— start —

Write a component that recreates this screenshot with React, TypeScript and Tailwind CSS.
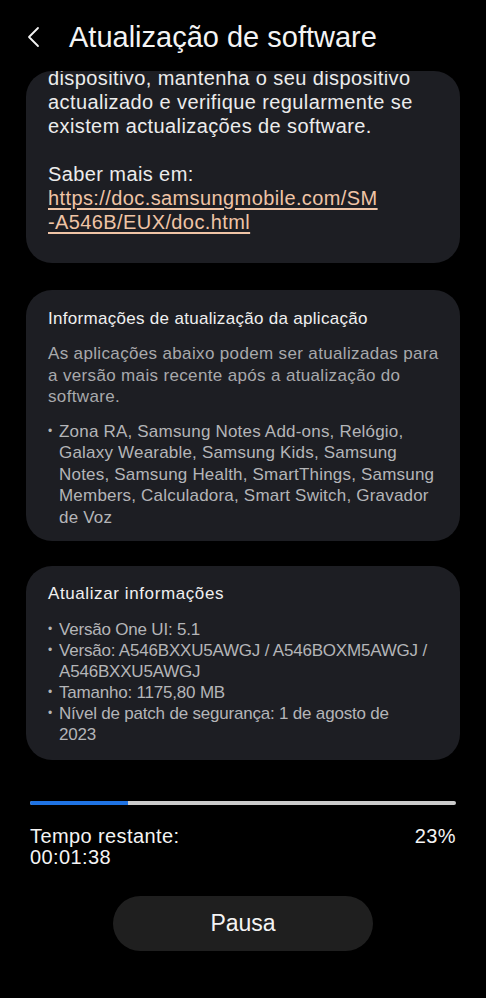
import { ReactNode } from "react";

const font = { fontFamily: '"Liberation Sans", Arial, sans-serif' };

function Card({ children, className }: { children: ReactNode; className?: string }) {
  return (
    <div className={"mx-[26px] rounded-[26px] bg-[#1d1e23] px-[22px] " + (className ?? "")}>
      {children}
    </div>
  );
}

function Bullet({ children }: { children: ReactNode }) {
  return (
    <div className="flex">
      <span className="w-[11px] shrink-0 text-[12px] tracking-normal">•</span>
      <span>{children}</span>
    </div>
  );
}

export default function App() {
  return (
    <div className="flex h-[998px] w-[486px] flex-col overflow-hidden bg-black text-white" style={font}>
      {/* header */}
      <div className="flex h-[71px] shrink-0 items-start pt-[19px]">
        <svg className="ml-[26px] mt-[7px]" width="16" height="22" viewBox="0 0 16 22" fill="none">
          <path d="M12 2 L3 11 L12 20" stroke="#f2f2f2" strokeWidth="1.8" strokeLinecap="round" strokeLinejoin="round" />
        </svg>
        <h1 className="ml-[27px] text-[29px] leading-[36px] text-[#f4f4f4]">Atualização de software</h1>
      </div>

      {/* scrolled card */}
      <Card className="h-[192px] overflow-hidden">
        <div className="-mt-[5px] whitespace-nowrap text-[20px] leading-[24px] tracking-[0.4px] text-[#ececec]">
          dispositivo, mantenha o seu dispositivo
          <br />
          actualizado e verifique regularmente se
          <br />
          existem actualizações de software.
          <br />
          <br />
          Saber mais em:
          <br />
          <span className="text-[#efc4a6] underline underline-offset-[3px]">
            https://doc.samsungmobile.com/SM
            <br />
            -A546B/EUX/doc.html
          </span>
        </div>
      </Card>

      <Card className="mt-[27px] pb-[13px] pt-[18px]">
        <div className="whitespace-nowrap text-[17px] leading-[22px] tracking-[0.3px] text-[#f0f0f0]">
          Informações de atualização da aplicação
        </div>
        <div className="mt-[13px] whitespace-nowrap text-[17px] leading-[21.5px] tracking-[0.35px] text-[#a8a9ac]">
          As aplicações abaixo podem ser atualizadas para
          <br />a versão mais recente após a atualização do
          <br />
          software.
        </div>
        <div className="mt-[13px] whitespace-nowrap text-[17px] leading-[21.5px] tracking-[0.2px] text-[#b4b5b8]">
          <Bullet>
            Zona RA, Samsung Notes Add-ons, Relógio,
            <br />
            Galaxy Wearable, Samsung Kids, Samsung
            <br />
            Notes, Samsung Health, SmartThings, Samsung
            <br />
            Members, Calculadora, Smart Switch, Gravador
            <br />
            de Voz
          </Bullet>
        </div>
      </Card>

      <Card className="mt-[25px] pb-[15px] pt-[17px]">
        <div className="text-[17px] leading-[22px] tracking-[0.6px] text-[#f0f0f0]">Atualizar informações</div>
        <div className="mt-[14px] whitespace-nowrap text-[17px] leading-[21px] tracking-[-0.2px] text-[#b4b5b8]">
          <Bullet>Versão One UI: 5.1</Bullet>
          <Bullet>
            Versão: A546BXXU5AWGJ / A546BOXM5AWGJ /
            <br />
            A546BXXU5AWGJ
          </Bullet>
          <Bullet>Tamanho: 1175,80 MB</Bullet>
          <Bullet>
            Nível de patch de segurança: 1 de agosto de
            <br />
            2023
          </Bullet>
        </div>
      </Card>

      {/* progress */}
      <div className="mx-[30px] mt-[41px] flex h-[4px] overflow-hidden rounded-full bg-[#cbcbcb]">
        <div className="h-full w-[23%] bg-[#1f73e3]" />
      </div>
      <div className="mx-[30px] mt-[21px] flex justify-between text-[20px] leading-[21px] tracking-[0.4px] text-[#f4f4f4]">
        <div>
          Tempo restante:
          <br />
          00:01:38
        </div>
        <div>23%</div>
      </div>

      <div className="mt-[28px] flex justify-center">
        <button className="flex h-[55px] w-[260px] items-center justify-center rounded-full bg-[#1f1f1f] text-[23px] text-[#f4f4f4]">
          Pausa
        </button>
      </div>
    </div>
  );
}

— end —

> Directions: Please write out all of the material above without changing a word, and omit any pictures.

> Expected answer:
Write a component that recreates this screenshot with React, TypeScript and Tailwind CSS.
import { ReactNode } from "react";

const font = { fontFamily: '"Liberation Sans", Arial, sans-serif' };

function Card({ children, className }: { children: ReactNode; className?: string }) {
  return (
    <div className={"mx-[26px] rounded-[26px] bg-[#1d1e23] px-[22px] " + (className ?? "")}>
      {children}
    </div>
  );
}

function Bullet({ children }: { children: ReactNode }) {
  return (
    <div className="flex">
      <span className="w-[11px] shrink-0 text-[12px] tracking-normal">•</span>
      <span>{children}</span>
    </div>
  );
}

export default function App() {
  return (
    <div className="flex h-[998px] w-[486px] flex-col overflow-hidden bg-black text-white" style={font}>
      {/* header */}
      <div className="flex h-[71px] shrink-0 items-start pt-[19px]">
        <svg className="ml-[26px] mt-[7px]" width="16" height="22" viewBox="0 0 16 22" fill="none">
          <path d="M12 2 L3 11 L12 20" stroke="#f2f2f2" strokeWidth="1.8" strokeLinecap="round" strokeLinejoin="round" />
        </svg>
        <h1 className="ml-[27px] text-[29px] leading-[36px] text-[#f4f4f4]">Atualização de software</h1>
      </div>

      {/* scrolled card */}
      <Card className="h-[192px] overflow-hidden">
        <div className="-mt-[5px] whitespace-nowrap text-[20px] leading-[24px] tracking-[0.4px] text-[#ececec]">
          dispositivo, mantenha o seu dispositivo
          <br />
          actualizado e verifique regularmente se
          <br />
          existem actualizações de software.
          <br />
          <br />
          Saber mais em:
          <br />
          <span className="text-[#efc4a6] underline underline-offset-[3px]">
            https://doc.samsungmobile.com/SM
            <br />
            -A546B/EUX/doc.html
          </span>
        </div>
      </Card>

      <Card className="mt-[27px] pb-[13px] pt-[18px]">
        <div className="whitespace-nowrap text-[17px] leading-[22px] tracking-[0.3px] text-[#f0f0f0]">
          Informações de atualização da aplicação
        </div>
        <div className="mt-[13px] whitespace-nowrap text-[17px] leading-[21.5px] tracking-[0.35px] text-[#a8a9ac]">
          As aplicações abaixo podem ser atualizadas para
          <br />a versão mais recente após a atualização do
          <br />
          software.
        </div>
        <div className="mt-[13px] whitespace-nowrap text-[17px] leading-[21.5px] tracking-[0.2px] text-[#b4b5b8]">
          <Bullet>
            Zona RA, Samsung Notes Add-ons, Relógio,
            <br />
            Galaxy Wearable, Samsung Kids, Samsung
            <br />
            Notes, Samsung Health, SmartThings, Samsung
            <br />
            Members, Calculadora, Smart Switch, Gravador
            <br />
            de Voz
          </Bullet>
        </div>
      </Card>

      <Card className="mt-[25px] pb-[15px] pt-[17px]">
        <div className="text-[17px] leading-[22px] tracking-[0.6px] text-[#f0f0f0]">Atualizar informações</div>
        <div className="mt-[14px] whitespace-nowrap text-[17px] leading-[21px] tracking-[-0.2px] text-[#b4b5b8]">
          <Bullet>Versão One UI: 5.1</Bullet>
          <Bullet>
            Versão: A546BXXU5AWGJ / A546BOXM5AWGJ /
            <br />
            A546BXXU5AWGJ
          </Bullet>
          <Bullet>Tamanho: 1175,80 MB</Bullet>
          <Bullet>
            Nível de patch de segurança: 1 de agosto de
            <br />
            2023
          </Bullet>
        </div>
      </Card>

      {/* progress */}
      <div className="mx-[30px] mt-[41px] flex h-[4px] overflow-hidden rounded-full bg-[#cbcbcb]">
        <div className="h-full w-[23%] bg-[#1f73e3]" />
      </div>
      <div className="mx-[30px] mt-[21px] flex justify-between text-[20px] leading-[21px] tracking-[0.4px] text-[#f4f4f4]">
        <div>
          Tempo restante:
          <br />
          00:01:38
        </div>
        <div>23%</div>
      </div>

      <div className="mt-[28px] flex justify-center">
        <button className="flex h-[55px] w-[260px] items-center justify-center rounded-full bg-[#1f1f1f] text-[23px] text-[#f4f4f4]">
          Pausa
        </button>
      </div>
    </div>
  );
}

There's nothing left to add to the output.